The Journal concludes:

Merely by raising the Fed as a subject, Mr. Perry has sent a political signal to the folks at the Eccles Building to tread carefully as they conduct monetary policy in the coming months.  This alone is a public service.

Yes, and as I write this the S&P 500 is down 54 points, almost 5%.

What Did This Week Teach Us?

Scott Sumner is trying to figure out the answer to that question in an interesting thread on his blog.  I just posted this comment.

Scott, Sorry I have not been following this thread and am just jumping in from out of left field, so pardon me if this has already been mentioned, but as you pointed out to me in an email, one also needs to take into account the uncertainty or riskiness of estimates of expected inflation. I think that it is quite plausible that the FOMC statement confused everybody and increased the perceived risk of TIPS, causing the BE TIPS spread to rise even though the mean expected inflation rate may not have risen or even fallen. It’s a jungle out there.

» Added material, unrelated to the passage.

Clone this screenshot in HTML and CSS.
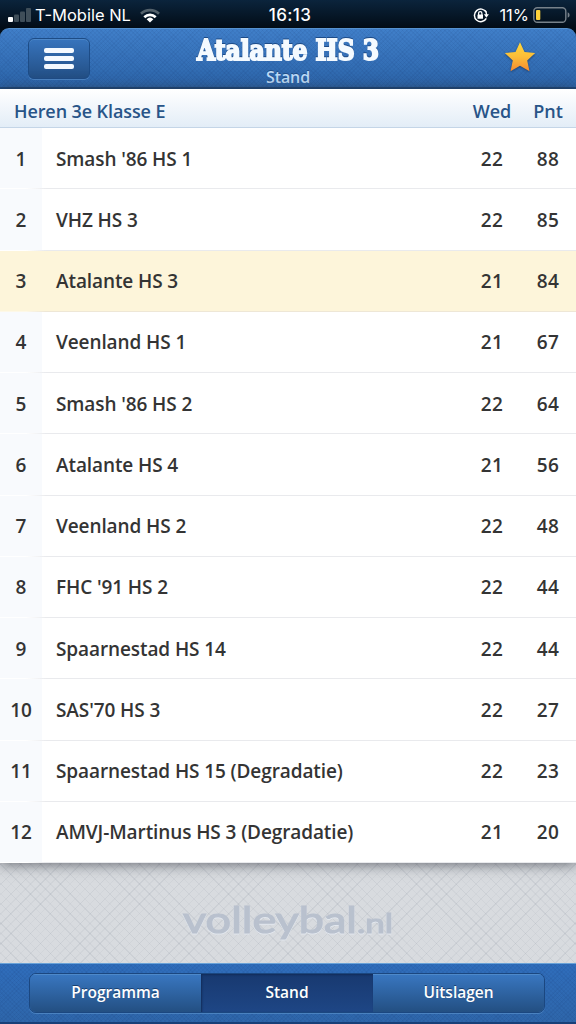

To elaborate slightly:  Last week when things started to fall apart, I flagged falling inflation expectations as a likely factor tending to push down stock prices.  For several days changes in stock prices and in inflation expectations (as reflected in the TIPS spread) were fairly closely correlated.  This week, however, the S&P 500 seemed to be decoupled from the TIPS spread.  I asked Scott in an email what his thoughts were about that, and he reminded me that the Cleveland Fed has a model in which the TIPS spread is decomposed into inflation expectations plus a risk factor.  (Sorry, I am rushed now so I can’t provide a link.)  My tentative hypothesis is that the FOMC confused everybody this week causing up and down movements in the stock market and an increase in the TIPS spread which reflected not an increase in expected inflation but increased risk in attempting to predict expected inflation.  Once again, a great job by the FOMC.

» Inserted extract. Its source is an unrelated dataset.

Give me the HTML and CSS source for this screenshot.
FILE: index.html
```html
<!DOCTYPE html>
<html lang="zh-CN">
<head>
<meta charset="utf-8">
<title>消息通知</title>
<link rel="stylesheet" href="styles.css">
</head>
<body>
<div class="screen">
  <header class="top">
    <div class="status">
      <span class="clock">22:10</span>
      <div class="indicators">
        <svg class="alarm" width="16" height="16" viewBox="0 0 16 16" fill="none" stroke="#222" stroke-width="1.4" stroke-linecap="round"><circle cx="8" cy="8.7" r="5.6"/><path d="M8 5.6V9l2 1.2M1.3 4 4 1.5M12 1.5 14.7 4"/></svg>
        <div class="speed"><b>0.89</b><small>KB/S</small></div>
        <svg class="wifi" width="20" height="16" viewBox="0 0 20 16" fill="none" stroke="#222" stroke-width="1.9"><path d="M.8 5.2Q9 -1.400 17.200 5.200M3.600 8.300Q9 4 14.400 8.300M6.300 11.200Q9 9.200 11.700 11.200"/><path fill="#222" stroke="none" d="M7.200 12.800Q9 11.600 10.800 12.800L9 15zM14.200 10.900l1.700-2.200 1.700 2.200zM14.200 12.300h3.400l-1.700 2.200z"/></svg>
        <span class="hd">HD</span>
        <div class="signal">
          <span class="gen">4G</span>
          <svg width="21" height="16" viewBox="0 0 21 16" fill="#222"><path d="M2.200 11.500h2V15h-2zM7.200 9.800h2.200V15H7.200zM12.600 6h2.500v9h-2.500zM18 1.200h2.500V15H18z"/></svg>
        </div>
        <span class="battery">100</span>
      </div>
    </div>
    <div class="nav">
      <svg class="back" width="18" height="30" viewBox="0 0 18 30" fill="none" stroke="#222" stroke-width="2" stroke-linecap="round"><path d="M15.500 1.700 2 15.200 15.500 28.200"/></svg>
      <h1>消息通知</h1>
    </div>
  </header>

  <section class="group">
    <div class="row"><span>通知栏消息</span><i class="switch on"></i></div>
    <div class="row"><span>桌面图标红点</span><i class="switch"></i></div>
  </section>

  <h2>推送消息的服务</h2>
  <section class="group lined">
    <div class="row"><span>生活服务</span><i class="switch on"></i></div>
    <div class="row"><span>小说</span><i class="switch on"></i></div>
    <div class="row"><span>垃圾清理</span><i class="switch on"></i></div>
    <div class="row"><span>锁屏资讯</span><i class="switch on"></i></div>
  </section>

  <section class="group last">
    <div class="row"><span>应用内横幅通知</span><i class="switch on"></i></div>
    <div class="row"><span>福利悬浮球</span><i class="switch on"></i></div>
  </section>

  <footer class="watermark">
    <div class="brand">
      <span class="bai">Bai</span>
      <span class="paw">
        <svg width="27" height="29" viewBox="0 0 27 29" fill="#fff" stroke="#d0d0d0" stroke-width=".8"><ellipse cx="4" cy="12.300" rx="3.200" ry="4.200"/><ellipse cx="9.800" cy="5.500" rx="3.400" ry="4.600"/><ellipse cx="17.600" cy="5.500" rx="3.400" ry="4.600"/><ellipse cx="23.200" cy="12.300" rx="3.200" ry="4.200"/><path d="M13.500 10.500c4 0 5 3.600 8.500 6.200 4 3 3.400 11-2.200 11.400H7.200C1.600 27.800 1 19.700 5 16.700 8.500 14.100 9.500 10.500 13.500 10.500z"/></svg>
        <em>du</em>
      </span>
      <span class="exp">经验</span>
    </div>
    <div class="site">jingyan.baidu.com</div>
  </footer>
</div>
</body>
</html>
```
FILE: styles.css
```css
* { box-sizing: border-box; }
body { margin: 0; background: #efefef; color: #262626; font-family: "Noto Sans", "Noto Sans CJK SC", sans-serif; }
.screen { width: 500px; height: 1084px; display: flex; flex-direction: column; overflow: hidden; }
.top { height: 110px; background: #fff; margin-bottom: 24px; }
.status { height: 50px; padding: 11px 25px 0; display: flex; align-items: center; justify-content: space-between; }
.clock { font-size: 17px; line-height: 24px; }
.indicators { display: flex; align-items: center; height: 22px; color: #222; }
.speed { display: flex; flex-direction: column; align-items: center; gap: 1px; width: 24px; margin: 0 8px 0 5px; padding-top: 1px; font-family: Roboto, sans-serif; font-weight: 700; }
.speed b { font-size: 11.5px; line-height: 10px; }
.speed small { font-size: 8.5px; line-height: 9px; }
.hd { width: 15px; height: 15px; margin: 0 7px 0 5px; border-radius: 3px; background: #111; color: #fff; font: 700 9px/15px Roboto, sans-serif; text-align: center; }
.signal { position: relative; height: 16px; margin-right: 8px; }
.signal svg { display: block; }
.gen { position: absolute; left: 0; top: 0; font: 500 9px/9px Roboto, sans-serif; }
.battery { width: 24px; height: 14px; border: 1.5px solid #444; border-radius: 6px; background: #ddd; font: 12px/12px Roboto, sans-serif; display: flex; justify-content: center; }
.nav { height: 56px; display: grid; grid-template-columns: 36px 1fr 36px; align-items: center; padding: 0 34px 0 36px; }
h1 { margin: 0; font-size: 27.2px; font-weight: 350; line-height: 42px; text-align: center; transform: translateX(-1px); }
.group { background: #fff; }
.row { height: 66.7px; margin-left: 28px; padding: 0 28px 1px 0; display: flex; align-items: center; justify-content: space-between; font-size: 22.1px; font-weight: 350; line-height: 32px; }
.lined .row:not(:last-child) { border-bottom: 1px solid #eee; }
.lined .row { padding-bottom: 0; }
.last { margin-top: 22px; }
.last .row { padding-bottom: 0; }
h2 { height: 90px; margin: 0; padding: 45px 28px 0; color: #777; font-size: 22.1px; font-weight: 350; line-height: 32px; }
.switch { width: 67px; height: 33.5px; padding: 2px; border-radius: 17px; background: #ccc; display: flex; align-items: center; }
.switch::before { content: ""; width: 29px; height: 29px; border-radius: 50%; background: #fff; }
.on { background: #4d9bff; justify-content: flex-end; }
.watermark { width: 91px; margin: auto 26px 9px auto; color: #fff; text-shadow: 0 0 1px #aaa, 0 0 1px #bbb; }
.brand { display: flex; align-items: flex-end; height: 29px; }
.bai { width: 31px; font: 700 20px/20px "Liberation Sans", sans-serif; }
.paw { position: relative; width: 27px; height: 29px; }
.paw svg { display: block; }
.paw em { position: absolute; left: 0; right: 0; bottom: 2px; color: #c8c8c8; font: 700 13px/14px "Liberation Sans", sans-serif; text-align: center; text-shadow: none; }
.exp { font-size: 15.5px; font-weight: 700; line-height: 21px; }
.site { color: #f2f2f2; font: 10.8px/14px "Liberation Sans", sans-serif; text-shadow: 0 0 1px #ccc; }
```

The Fed Has Not Done Enough and it Has Not Fired Most of its Ammunition

These are difficult times.  The sudden collapse of stock prices is not creating panic so much as despair, a despair voiced by Joseph Stiglitz in his column in the Financial Times today in which he correctly observes:

The Fed’s announcement that it will keep the target federal funds rate near zero for the next two years does convey its sense of despair about the economy.  But, even if it succeeds in stopping the slide in equity prices, it won’t provide the basis of recovery: it is not high interest rates that have been keeping the economy down.

Joseph Stiglitz is a brilliant economist, richly deserving the Nobel Prize he won in 2001, but it is shocking that he would assert that monetary policy can promote recovery only by reducing interest rates.  Evidently, that idea has been repeated so often and with such conviction that even an economist of Professor Stiglitz’s stature can unthinkingly parrot it without embarrassment.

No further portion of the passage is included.